- Exercise -
Without including any images, repeat the data exactly.
• • • • • • •
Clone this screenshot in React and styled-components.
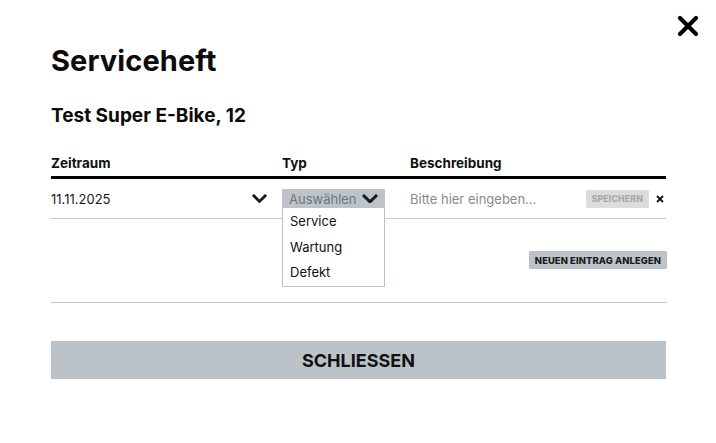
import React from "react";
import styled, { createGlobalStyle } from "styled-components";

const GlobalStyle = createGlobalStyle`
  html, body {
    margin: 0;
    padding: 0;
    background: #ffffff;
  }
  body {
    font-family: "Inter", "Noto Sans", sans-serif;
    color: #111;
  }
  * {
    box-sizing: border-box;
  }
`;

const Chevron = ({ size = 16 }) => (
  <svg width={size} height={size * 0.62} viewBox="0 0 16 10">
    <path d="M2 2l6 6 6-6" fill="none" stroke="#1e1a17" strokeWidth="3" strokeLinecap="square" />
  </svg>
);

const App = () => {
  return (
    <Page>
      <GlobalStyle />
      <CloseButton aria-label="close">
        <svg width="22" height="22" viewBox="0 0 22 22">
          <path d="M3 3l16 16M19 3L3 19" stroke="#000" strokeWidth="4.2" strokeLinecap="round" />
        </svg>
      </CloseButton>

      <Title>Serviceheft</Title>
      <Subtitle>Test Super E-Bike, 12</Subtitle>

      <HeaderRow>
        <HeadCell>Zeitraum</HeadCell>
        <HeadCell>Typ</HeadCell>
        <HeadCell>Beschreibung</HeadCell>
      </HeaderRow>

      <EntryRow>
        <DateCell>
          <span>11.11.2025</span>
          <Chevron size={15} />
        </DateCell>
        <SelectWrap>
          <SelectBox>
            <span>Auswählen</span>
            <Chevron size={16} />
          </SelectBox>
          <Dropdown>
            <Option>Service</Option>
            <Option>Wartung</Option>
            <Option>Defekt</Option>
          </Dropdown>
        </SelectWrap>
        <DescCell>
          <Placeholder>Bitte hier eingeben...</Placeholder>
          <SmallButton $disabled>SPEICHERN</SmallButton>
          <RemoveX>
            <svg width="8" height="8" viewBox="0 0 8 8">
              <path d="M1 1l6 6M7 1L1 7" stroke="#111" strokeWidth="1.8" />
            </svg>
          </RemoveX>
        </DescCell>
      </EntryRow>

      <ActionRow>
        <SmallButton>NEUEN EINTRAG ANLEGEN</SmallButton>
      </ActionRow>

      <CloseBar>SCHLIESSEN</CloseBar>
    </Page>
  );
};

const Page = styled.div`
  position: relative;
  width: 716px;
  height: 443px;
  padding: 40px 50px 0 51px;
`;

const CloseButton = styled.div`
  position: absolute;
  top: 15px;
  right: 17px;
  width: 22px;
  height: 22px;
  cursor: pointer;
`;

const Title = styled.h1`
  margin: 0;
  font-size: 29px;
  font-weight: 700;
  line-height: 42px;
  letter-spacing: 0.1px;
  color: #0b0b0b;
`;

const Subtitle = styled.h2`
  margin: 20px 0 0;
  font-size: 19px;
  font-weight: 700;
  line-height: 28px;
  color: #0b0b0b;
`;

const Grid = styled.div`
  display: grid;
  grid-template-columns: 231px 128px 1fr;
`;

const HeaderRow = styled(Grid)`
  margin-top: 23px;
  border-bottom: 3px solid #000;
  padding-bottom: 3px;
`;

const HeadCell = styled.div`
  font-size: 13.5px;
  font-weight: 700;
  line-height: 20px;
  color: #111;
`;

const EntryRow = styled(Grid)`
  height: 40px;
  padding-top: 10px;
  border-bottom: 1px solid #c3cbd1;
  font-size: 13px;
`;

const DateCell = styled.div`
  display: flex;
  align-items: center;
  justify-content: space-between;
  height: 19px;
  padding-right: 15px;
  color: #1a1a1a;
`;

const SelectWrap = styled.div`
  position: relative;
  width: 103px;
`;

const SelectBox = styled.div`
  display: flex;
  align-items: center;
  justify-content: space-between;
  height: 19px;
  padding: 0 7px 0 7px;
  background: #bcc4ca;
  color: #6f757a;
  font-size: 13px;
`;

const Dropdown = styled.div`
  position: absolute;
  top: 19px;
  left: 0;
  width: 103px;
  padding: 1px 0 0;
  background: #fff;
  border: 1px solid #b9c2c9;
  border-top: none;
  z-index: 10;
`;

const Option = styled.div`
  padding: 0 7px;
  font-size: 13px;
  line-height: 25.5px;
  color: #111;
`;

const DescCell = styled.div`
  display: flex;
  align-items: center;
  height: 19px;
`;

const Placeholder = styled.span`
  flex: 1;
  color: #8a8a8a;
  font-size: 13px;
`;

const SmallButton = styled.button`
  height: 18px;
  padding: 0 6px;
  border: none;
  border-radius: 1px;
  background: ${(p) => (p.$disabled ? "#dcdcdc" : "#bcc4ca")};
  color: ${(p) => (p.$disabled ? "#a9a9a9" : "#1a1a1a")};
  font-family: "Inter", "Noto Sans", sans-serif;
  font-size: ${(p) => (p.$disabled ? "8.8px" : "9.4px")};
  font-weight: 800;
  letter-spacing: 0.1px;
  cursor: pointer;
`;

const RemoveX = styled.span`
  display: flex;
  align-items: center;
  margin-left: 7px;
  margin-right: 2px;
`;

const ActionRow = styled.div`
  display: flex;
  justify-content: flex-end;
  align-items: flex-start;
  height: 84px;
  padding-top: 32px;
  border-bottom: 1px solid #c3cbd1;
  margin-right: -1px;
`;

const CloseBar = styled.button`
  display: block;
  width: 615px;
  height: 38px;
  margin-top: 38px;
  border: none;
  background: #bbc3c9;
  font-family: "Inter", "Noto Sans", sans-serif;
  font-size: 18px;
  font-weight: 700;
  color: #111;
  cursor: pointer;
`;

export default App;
• • • • • • •
- Output -
Clone this screenshot in React and styled-components.
import React from "react";
import styled, { createGlobalStyle } from "styled-components";

const GlobalStyle = createGlobalStyle`
  html, body {
    margin: 0;
    padding: 0;
    background: #ffffff;
  }
  body {
    font-family: "Inter", "Noto Sans", sans-serif;
    color: #111;
  }
  * {
    box-sizing: border-box;
  }
`;

const Chevron = ({ size = 16 }) => (
  <svg width={size} height={size * 0.62} viewBox="0 0 16 10">
    <path d="M2 2l6 6 6-6" fill="none" stroke="#1e1a17" strokeWidth="3" strokeLinecap="square" />
  </svg>
);

const App = () => {
  return (
    <Page>
      <GlobalStyle />
      <CloseButton aria-label="close">
        <svg width="22" height="22" viewBox="0 0 22 22">
          <path d="M3 3l16 16M19 3L3 19" stroke="#000" strokeWidth="4.2" strokeLinecap="round" />
        </svg>
      </CloseButton>

      <Title>Serviceheft</Title>
      <Subtitle>Test Super E-Bike, 12</Subtitle>

      <HeaderRow>
        <HeadCell>Zeitraum</HeadCell>
        <HeadCell>Typ</HeadCell>
        <HeadCell>Beschreibung</HeadCell>
      </HeaderRow>

      <EntryRow>
        <DateCell>
          <span>11.11.2025</span>
          <Chevron size={15} />
        </DateCell>
        <SelectWrap>
          <SelectBox>
            <span>Auswählen</span>
            <Chevron size={16} />
          </SelectBox>
          <Dropdown>
            <Option>Service</Option>
            <Option>Wartung</Option>
            <Option>Defekt</Option>
          </Dropdown>
        </SelectWrap>
        <DescCell>
          <Placeholder>Bitte hier eingeben...</Placeholder>
          <SmallButton $disabled>SPEICHERN</SmallButton>
          <RemoveX>
            <svg width="8" height="8" viewBox="0 0 8 8">
              <path d="M1 1l6 6M7 1L1 7" stroke="#111" strokeWidth="1.8" />
            </svg>
          </RemoveX>
        </DescCell>
      </EntryRow>

      <ActionRow>
        <SmallButton>NEUEN EINTRAG ANLEGEN</SmallButton>
      </ActionRow>

      <CloseBar>SCHLIESSEN</CloseBar>
    </Page>
  );
};

const Page = styled.div`
  position: relative;
  width: 716px;
  height: 443px;
  padding: 40px 50px 0 51px;
`;

const CloseButton = styled.div`
  position: absolute;
  top: 15px;
  right: 17px;
  width: 22px;
  height: 22px;
  cursor: pointer;
`;

const Title = styled.h1`
  margin: 0;
  font-size: 29px;
  font-weight: 700;
  line-height: 42px;
  letter-spacing: 0.1px;
  color: #0b0b0b;
`;

const Subtitle = styled.h2`
  margin: 20px 0 0;
  font-size: 19px;
  font-weight: 700;
  line-height: 28px;
  color: #0b0b0b;
`;

const Grid = styled.div`
  display: grid;
  grid-template-columns: 231px 128px 1fr;
`;

const HeaderRow = styled(Grid)`
  margin-top: 23px;
  border-bottom: 3px solid #000;
  padding-bottom: 3px;
`;

const HeadCell = styled.div`
  font-size: 13.5px;
  font-weight: 700;
  line-height: 20px;
  color: #111;
`;

const EntryRow = styled(Grid)`
  height: 40px;
  padding-top: 10px;
  border-bottom: 1px solid #c3cbd1;
  font-size: 13px;
`;

const DateCell = styled.div`
  display: flex;
  align-items: center;
  justify-content: space-between;
  height: 19px;
  padding-right: 15px;
  color: #1a1a1a;
`;

const SelectWrap = styled.div`
  position: relative;
  width: 103px;
`;

const SelectBox = styled.div`
  display: flex;
  align-items: center;
  justify-content: space-between;
  height: 19px;
  padding: 0 7px 0 7px;
  background: #bcc4ca;
  color: #6f757a;
  font-size: 13px;
`;

const Dropdown = styled.div`
  position: absolute;
  top: 19px;
  left: 0;
  width: 103px;
  padding: 1px 0 0;
  background: #fff;
  border: 1px solid #b9c2c9;
  border-top: none;
  z-index: 10;
`;

const Option = styled.div`
  padding: 0 7px;
  font-size: 13px;
  line-height: 25.5px;
  color: #111;
`;

const DescCell = styled.div`
  display: flex;
  align-items: center;
  height: 19px;
`;

const Placeholder = styled.span`
  flex: 1;
  color: #8a8a8a;
  font-size: 13px;
`;

const SmallButton = styled.button`
  height: 18px;
  padding: 0 6px;
  border: none;
  border-radius: 1px;
  background: ${(p) => (p.$disabled ? "#dcdcdc" : "#bcc4ca")};
  color: ${(p) => (p.$disabled ? "#a9a9a9" : "#1a1a1a")};
  font-family: "Inter", "Noto Sans", sans-serif;
  font-size: ${(p) => (p.$disabled ? "8.8px" : "9.4px")};
  font-weight: 800;
  letter-spacing: 0.1px;
  cursor: pointer;
`;

const RemoveX = styled.span`
  display: flex;
  align-items: center;
  margin-left: 7px;
  margin-right: 2px;
`;

const ActionRow = styled.div`
  display: flex;
  justify-content: flex-end;
  align-items: flex-start;
  height: 84px;
  padding-top: 32px;
  border-bottom: 1px solid #c3cbd1;
  margin-right: -1px;
`;

const CloseBar = styled.button`
  display: block;
  width: 615px;
  height: 38px;
  margin-top: 38px;
  border: none;
  background: #bbc3c9;
  font-family: "Inter", "Noto Sans", sans-serif;
  font-size: 18px;
  font-weight: 700;
  color: #111;
  cursor: pointer;
`;

export default App;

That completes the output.